ITC On Goods and Services Supplied For Covid-19: (Un)Available?
ITC ON GOODS AND SERVICES SUPPLIED FOR COVID-19: (UN)AVAILABLE?
In the course of a year, the time has changed and we have journeyed from a sense of normalcy to absolute anomaly. The outbreak of the pandemic has brought the entire world to a grinding halt. During such dire circumstances, when even the Government is falling short of resources to support the ceaseless needs of people, corporate houses have stepped up to extend their support by establishing interim relief facilities, making monetary contributions, setting up oxygen plants and distributing essentials to assuage the situation. By the same token, numerous eligible companies are disposing of their CSR responsibilities through the medium of such activities. Currently, the legal position regarding the eligibility of companies to avail ITC for such activities treads in a grey area and the conundrum lies between any existence of the option to avail ITC or bear the additional burden.
However, on the brighter side, to incentivize such companies, the States of Haryana and Gujarat have recently issued notifications, which intend to reimburse the applicable SGST and IGST for companies engaged in distributing essentials. Although, a commendable initiative, a pertinent question that ensues is, whether these notifications are the saving grace of the companies or can they fall back on the available benefits under the GST framework.
Are COVID relief activities falling under the purview of ITC or falling through?
Under the current GST framework, the prime requirement for a person to avail ITC on goods or services is that it should be used "in the course or furtherance of business". Although this term lacks statutory interpretation, Courts have opined that this phrase is to be interpreted as anything done towards assisting or promoting the interests of a business. Therefore, it can be said that any activity undertaken towards the purpose of earning profit shall come within the "course or furtherance of business". However, it need not be vice-versa as the terminology has a wider scope.
Addressing the treatment of services rendered by companies to battle the pandemic, the benevolent and voluntary nature of the act unprompted by any authority has cast doubt upon the availment of ITC on the same.
In this regard, CESTAT Mumbai while allowing the company avail CENVAT credit of service tax paid for undertaking CSR activities, held CSR to be a mandatory obligation for both public and private companies alike, and opined that in light of such a mandate, any activity undertaken towards fulfilling the obligation shall be designated as a business activity. Therefore, it is possible to take a view that companies may avail ITC on services supplied in the course or furtherance of businesses and fulfilling their CSR obligations as long as it is not barred otherwise.
The position in the case of goods donated, however, becomes increasingly complex. As discussed above, although the GST law allows credit on the supply of goods used in the course or furtherance of business, it also enumerates a number of cases where such credit cannot be availed. In particular, it debars ITC where the goods are disposed of by way of gifts or free samples. In light of this prerequisite, a challenge faced by companies is whether they would be debarred from availing ITC on goods donated by them in these dire straits.
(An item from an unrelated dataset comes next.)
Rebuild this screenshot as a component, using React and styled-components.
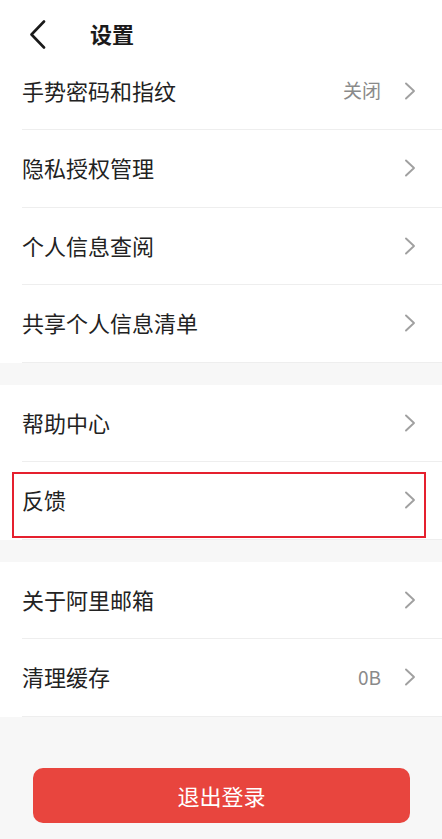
import React from "react";
import styled, { createGlobalStyle } from "styled-components";

const Global = createGlobalStyle`
  html, body { margin: 0; padding: 0; background: #f7f7f7; }
  body { font-family: "Noto Sans CJK SC", "Noto Sans", sans-serif; -webkit-font-smoothing: antialiased; }
  * { box-sizing: border-box; }
`;

const Page = styled.div`
  width: 442px;
  min-height: 839px;
  background: #f7f7f7;
  display: flex;
  flex-direction: column;
`;

const Header = styled.div`
  height: 52.5px;
  background: #fff;
  display: flex;
  align-items: center;
  padding-top: 16px;
  padding-left: 29px;
  gap: 44px;
`;

const Title = styled.div`
  font-size: 22px;
  font-weight: 700;
  color: #1a1a1a;
  line-height: 1;
  margin-top: -2px;
`;

const Section = styled.div`
  background: #fff;
  margin-bottom: ${(p) => (p.$last ? "0" : "22px")};
`;

const Row = styled.div`
  position: relative;
  height: 77.5px;
  margin-left: 22px;
  padding-right: 26px;
  display: flex;
  align-items: center;
  border-bottom: 1px solid #eeeeee;
`;

const Label = styled.div`
  flex: 1;
  font-size: 22px;
  color: #222;
  line-height: 1;
  margin-top: -2px;
`;

const Value = styled.div`
  font-size: 19px;
  color: #8a8a8a;
  margin-right: 23px;
  line-height: 1;
  margin-top: -2px;
`;

const Highlight = styled.div`
  position: absolute;
  left: -10px;
  right: 16px;
  top: 10px;
  bottom: 1px;
  border: 2px solid #e5202e;
  pointer-events: none;
`;

const ButtonWrap = styled.div`
  padding: 51px 32px 0 33px;
`;

const Logout = styled.button`
  width: 100%;
  height: 55px;
  border: none;
  border-radius: 10px;
  background: #e8453e;
  color: #fff;
  font-family: "Noto Sans CJK SC", sans-serif;
  font-size: 22px;
  display: flex;
  align-items: center;
  justify-content: center;
  padding: 0;
`;

const Chevron = () => (
  <svg width="12" height="18" viewBox="0 0 12 18" style={{ display: "block" }}>
    <path d="M2 1.5 L10 9 L2 16.5" fill="none" stroke="#a0a0a0" strokeWidth="1.9" strokeLinecap="round" strokeLinejoin="round" />
  </svg>
);

const Back = () => (
  <svg width="17" height="29" viewBox="0 0 17 29" style={{ display: "block" }}>
    <path d="M15 1.5 L2.5 14.5 L15 27.5" fill="none" stroke="#1a1a1a" strokeWidth="2.6" strokeLinecap="round" strokeLinejoin="round" />
  </svg>
);

const sections = [
  [
    { label: "手势密码和指纹", value: "关闭" },
    { label: "隐私授权管理" },
    { label: "个人信息查阅" },
    { label: "共享个人信息清单" },
  ],
  [{ label: "帮助中心" }, { label: "反馈", highlight: true }],
  [{ label: "关于阿里邮箱" }, { label: "清理缓存", value: "0B" }],
];

export default function App() {
  return (
    <>
      <Global />
      <Page>
        <Header>
          <Back />
          <Title>设置</Title>
        </Header>
        {sections.map((rows, i) => (
          <Section key={i} $last={i === sections.length - 1}>
            {rows.map((r, j) => (
              <Row key={j}>
                <Label>{r.label}</Label>
                {r.value && <Value>{r.value}</Value>}
                <Chevron />
                {r.highlight && <Highlight />}
              </Row>
            ))}
          </Section>
        ))}
        <ButtonWrap>
          <Logout>退出登录</Logout>
        </ButtonWrap>
      </Page>
    </>
  );
}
From the perspective of the companies, it is important to ascertain if such a donation could be deemed as a "gift". The property law defines a "gift" as a 'voluntary' transfer of property. Further, even the judicial pronouncements in this regard have time and again associated the term "gift" with voluntariness.
It is therefore a vitally important question, whether such donations can actually be termed as 'voluntary' when they are undertaken for fulfilling CSR obligations. Can such companies argue that this benefaction should not be barred from ITC availment, considering its nature is 'mandatory' as opposed to 'voluntary?
However, in the case of companies that fall outside of the CSR mandate, any donation of goods made by them would be voluntary in nature, thereby amounting to a gift. For such companies, the bar under the GST law would apply and would preclude them from availing of ITC. Nevertheless, to their benefit, policies introduced by the States of Haryana and Gujarat would come into the picture and allow them incentives in the way of SGST/IGST reimbursement on such donated goods.
The interplay between goods and services supplied towards fighting against the pandemic and their eligibility for availing ITC remains a grey area, requiring an urgent if not a permanent addressal. The policies introduced by the Haryana and Gujarat state governments are indeed a welcome step to avoid this ambiguity from becoming an obstacle to the relief that companies are providing during challenging times. Further, more state governments would likely follow suit to incentivize companies that are disposing of their social responsibility not under a mere mandate but from their own free will during these trying times. Nonetheless, turning to these policies might be less beneficial for companies that can avail ITC otherwise. This is because the incentives provided under these policies is only with respect to the reimbursement of the SGST and IGST paid on the goods and services, while the benefit of ITC, if available, can be claimed on the whole of GST paid. Thus, it is pertinent for companies to first examine their position in regard to their eligibility in availing ITC, and only then jump on the bandwagon in striving to derive a benefit from the same.